EXERCISE GOAL
Retype only what runs from the beginning of the data through the line with "checked = false;"; please omit the pictures and keep every line exact.

::: INFORMATION SUPPLIED :::

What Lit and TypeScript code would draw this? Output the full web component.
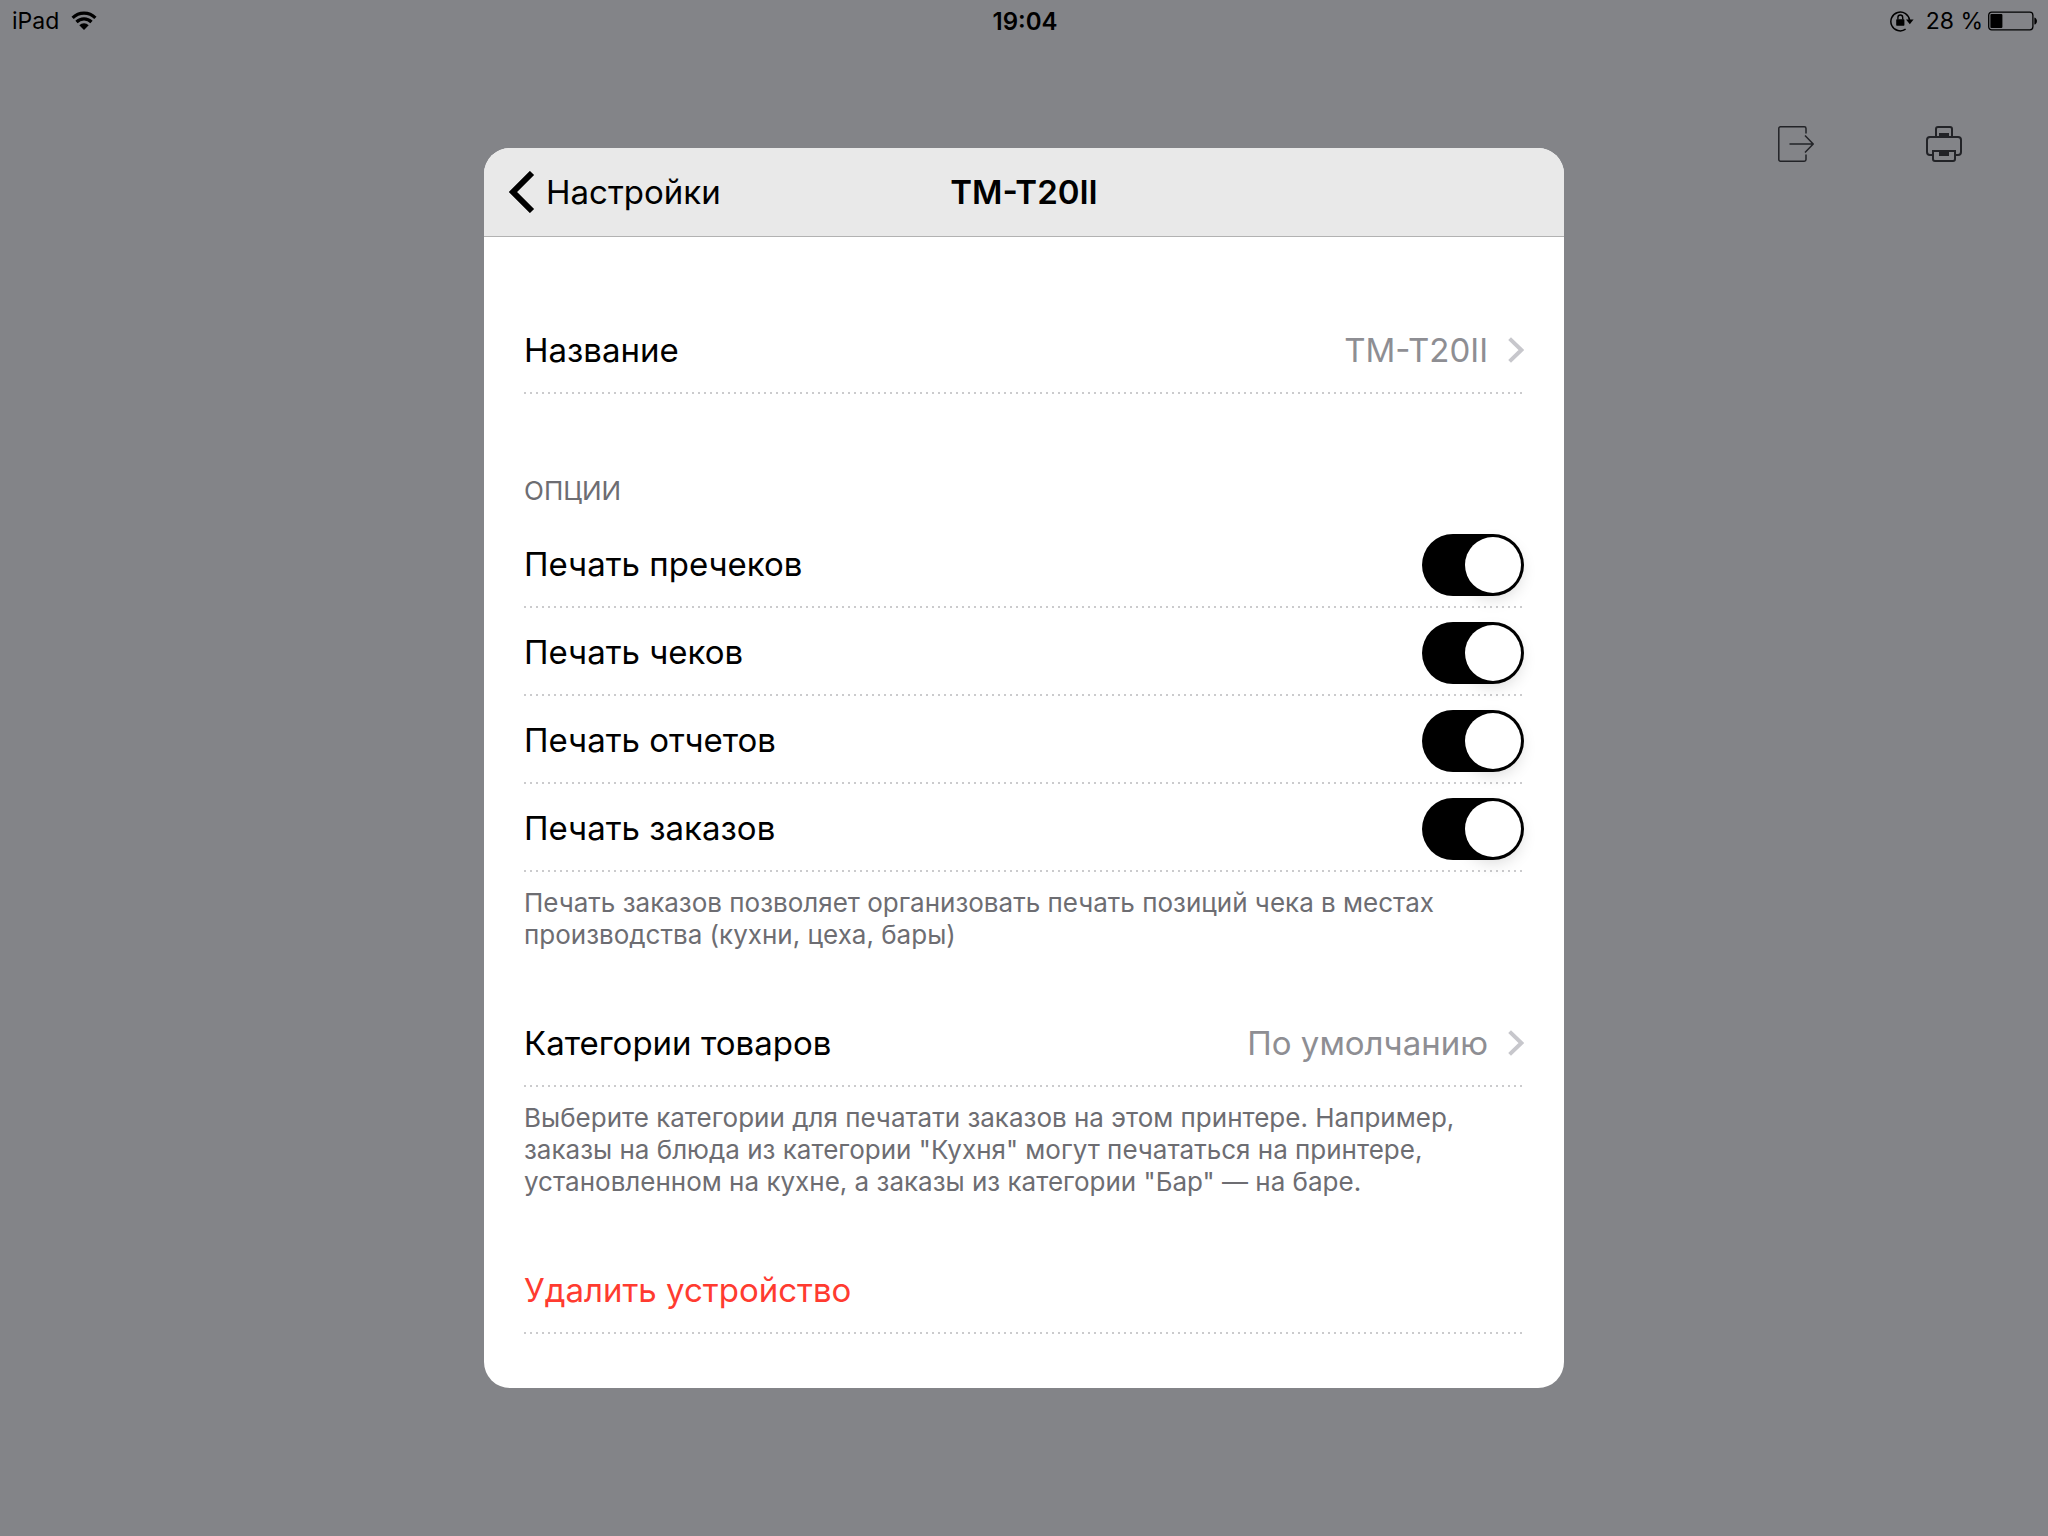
import { LitElement, html, css } from "lit";
import { customElement, property, state } from "lit/decorators.js";

const chevron = html`<svg class="chevron" width="16" height="26" viewBox="0 0 16 26" aria-hidden="true">
  <path d="M1.6 1.6 13.4 13 1.6 24.4" fill="none" stroke="#c7c7cc" stroke-width="4" />
</svg>`;

@customElement("toggle-row")
export class ToggleRow extends LitElement {
  @property() label = "";
  @property({ type: Boolean }) checked = false;

  static styles = css`
    :host {
      display: block;
    }
    .row {
      display: flex;
      align-items: center;
      justify-content: space-between;
      height: 88px;
      background: repeating-linear-gradient(90deg, #cbcbcd 0 2px, transparent 2px 6px) left bottom / 100% 2px
        no-repeat;
    }
    .switch {
      appearance: none;
      display: block;
      flex: none;
      box-sizing: border-box;
      width: 102px;
      height: 62px;
      margin: 2px 0 0;
      padding: 3px;
      border-radius: 31px;
      background: #e5e5ea;
      cursor: pointer;
    }
    .switch::before {
      content: "";
      display: block;
      width: 56px;
      height: 56px;
      border-radius: 50%;
      background: #fff;
      box-shadow: 0 6px 16px rgba(0, 0, 0, 0.15);
    }
    .switch:checked {
      background: #000;
    }
    .switch:checked::before {
      margin-left: auto;
    }
  `;

  private onChange(e: Event) {
    this.checked = (e.target as HTMLInputElement).checked;
  }

  render() {
    return html`<label class="row">
      <span>${this.label}</span>
      <input class="switch" type="checkbox" role="switch" .checked=${this.checked} @change=${this.onChange} />
    </label>`;
  }
}

@customElement("app-root")
export class AppRoot extends LitElement {
  @state() private options = ["Печать пречеков", "Печать чеков", "Печать отчетов", "Печать заказов"];

  static styles = css`
    :host {
      display: flex;
      flex-direction: column;
      position: relative;
      min-height: 100vh;
      background: #838488;
      color: #000;
      font-family: Inter, "Liberation Sans", sans-serif;
      font-size: 33px;
    }
    button {
      margin: 0;
      padding: 0;
      border: 0;
      background: none;
      color: inherit;
      font: inherit;
      text-align: left;
      cursor: pointer;
    }
    svg {
      display: block;
      flex: none;
    }
    .status {
      display: grid;
      grid-template-columns: 1fr auto 1fr;
      align-items: center;
      height: 42px;
      padding: 0 10px 0 12px;
      font-size: 23px;
    }
    .status-side {
      display: flex;
      align-items: center;
      gap: 12px;
    }
    .status-end {
      justify-content: flex-end;
    }
    .time {
      font-size: 24px;
      font-weight: 600;
    }
    .charge {
      display: flex;
      align-items: center;
      gap: 5px;
    }
    .tools {
      display: flex;
      justify-content: flex-end;
      gap: 112px;
      padding: 84px 86px 0 0;
    }
    .overlay {
      position: absolute;
      inset: 0;
      display: grid;
      place-items: center;
      pointer-events: none;
    }
    .dialog {
      width: min(1080px, 100%);
      border-radius: 26px;
      background: #fff;
      overflow: hidden;
      pointer-events: auto;
    }
    .header {
      display: grid;
      grid-template-columns: 1fr auto 1fr;
      align-items: center;
      height: 88px;
      padding: 0 24px;
      border-bottom: 1px solid #b2b2b2;
      background: #e9e9e9;
    }
    .back {
      display: flex;
      align-items: center;
      justify-self: start;
      gap: 10px;
    }
    .title {
      margin: 0;
      font-size: 33px;
      font-weight: 600;
    }
    .content {
      padding: 69px 40px 54px;
    }
    .line {
      display: flex;
      align-items: center;
      justify-content: space-between;
      width: 100%;
      height: 88px;
      background: repeating-linear-gradient(90deg, #cbcbcd 0 2px, transparent 2px 6px) left bottom / 100% 2px
        no-repeat;
    }
    .value {
      display: flex;
      align-items: center;
      gap: 20px;
      color: #8e8e93;
    }
    .caption {
      margin: 0;
      padding: 80px 0 12px;
      color: #6d6d72;
      font-size: 26px;
      font-weight: 400;
      line-height: 34px;
      text-transform: uppercase;
    }
    .note {
      margin: 0 0 48px;
      padding-top: 15px;
      color: #6d6d72;
      font-size: 26px;
      line-height: 32px;
    }
    .danger {
      color: #ff3b30;
    }
  `;

  render() {
    return html`
      <div class="status">
        <div class="status-side">
          <span>iPad</span>
          <svg width="26" height="20" viewBox="0 0 26 20" aria-hidden="true">
            <path d="M1.6 6.9a16.2 16.2 0 0 1 22.8 0" fill="none" stroke="#000" stroke-width="3.2" />
            <path d="M5.5 11a10.6 10.6 0 0 1 15 0" fill="none" stroke="#000" stroke-width="3.2" />
            <path d="M8.3 14.2a6.7 6.7 0 0 1 9.4 0L13 19Z" />
          </svg>
        </div>
        <span class="time">19:04</span>
        <div class="status-side status-end">
          <svg width="24" height="22" viewBox="0 0 24 22" aria-hidden="true">
            <path d="M15.600 19.200A9.400 9.400 0 1 1 19.600 10.400" fill="none" stroke="#000" stroke-width="1.5" />
            <path d="M16 9.600h7.600l-3.800 4.600Z" />
            <rect x="6.200" y="9.300" width="8.200" height="6.400" rx="0.6" />
            <path d="M7.900 9.600V7.400a2.400 2.400 0 0 1 4.800 0v2.200" fill="none" stroke="#000" stroke-width="1.4" />
          </svg>
          <div class="charge">
            <span>28 %</span>
            <svg width="50" height="20" viewBox="0 0 50 20" aria-hidden="true">
              <rect x="0.7" y="1.2" width="44.2" height="17.6" rx="3" fill="none" stroke="#000" stroke-width="1.3" />
              <rect x="2.4" y="2.9" width="12" height="14.2" rx="1" />
              <path d="M46.4 6.4c3.4 1 3.4 6.2 0 7.2Z" />
            </svg>
          </div>
        </div>
      </div>

      <div class="tools">
        <button aria-label="Выход">
          <svg width="36" height="36" viewBox="0 0 36 36" fill="none" stroke="#222327" stroke-width="1.5">
            <path d="M28 7.5V2.5a1.700 1.700 0 0 0-1.700-1.700H2.500A1.700 1.700 0 0 0 .8 2.500v31a1.700 1.700 0 0 0 1.700 1.700h23.800a1.700 1.700 0 0 0 1.700-1.700v-5" />
            <path d="M11.500 18H35M27 9.600 35.200 18 27 26.400" />
          </svg>
        </button>
        <button aria-label="Принтер">
          <svg width="36" height="36" viewBox="0 0 36 36" fill="none" stroke="#222327" stroke-width="2">
            <path d="M10 10V3a2 2 0 0 1 2-2h12a2 2 0 0 1 2 2v7" />
            <path d="M6.500 29H4a3 3 0 0 1-3-3V14a3 3 0 0 1 3-3h28a3 3 0 0 1 3 3v12a3 3 0 0 1-3 3h-2.500" />
            <path d="M7 25h22v8a2 2 0 0 1-2 2H9a2 2 0 0 1-2-2Z" />
            <path d="M13 7h10v4H13zM13 25h10v5H13z" fill="#222327" stroke="none" />
          </svg>
        </button>
      </div>

      <div class="overlay">
        <section class="dialog" role="dialog" aria-labelledby="title">
          <header class="header">
            <button class="back">
              <svg width="28" height="42" viewBox="0 0 28 42" aria-hidden="true">
                <path d="M24 2 5 21 24 40" fill="none" stroke="#000" stroke-width="6" />
              </svg>
              <span>Настройки</span>
            </button>
            <h1 class="title" id="title">TM-T20II</h1>
          </header>
          <div class="content">
            <button class="line">
              <span>Название</span>
              <span class="value">TM-T20II ${chevron}</span>
            </button>
            <h2 class="caption">Опции</h2>
            ${this.options.map((label) => html`<toggle-row .label=${label} .checked=${true}></toggle-row>`)}
            <p class="note">
              Печать заказов позволяет организовать печать позиций чека в местах производства (кухни, цеха, бары)
            </p>
            <button class="line">
              <span>Категории товаров</span>
              <span class="value">По умолчанию ${chevron}</span>
            </button>
            <p class="note">
              Выберите категории для печатати заказов на этом принтере. Например, заказы на блюда из категории
              "Кухня" могут печататься на принтере, установленном на кухне, а заказы из категории "Бар" — на баре.
            </p>
            <button class="line danger">Удалить устройство</button>
          </div>
        </section>
      </div>
    `;
  }
}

:::

TASK ANSWER
What Lit and TypeScript code would draw this? Output the full web component.
import { LitElement, html, css } from "lit";
import { customElement, property, state } from "lit/decorators.js";

const chevron = html`<svg class="chevron" width="16" height="26" viewBox="0 0 16 26" aria-hidden="true">
  <path d="M1.6 1.6 13.4 13 1.6 24.4" fill="none" stroke="#c7c7cc" stroke-width="4" />
</svg>`;

@customElement("toggle-row")
export class ToggleRow extends LitElement {
  @property() label = "";
  @property({ type: Boolean }) checked = false;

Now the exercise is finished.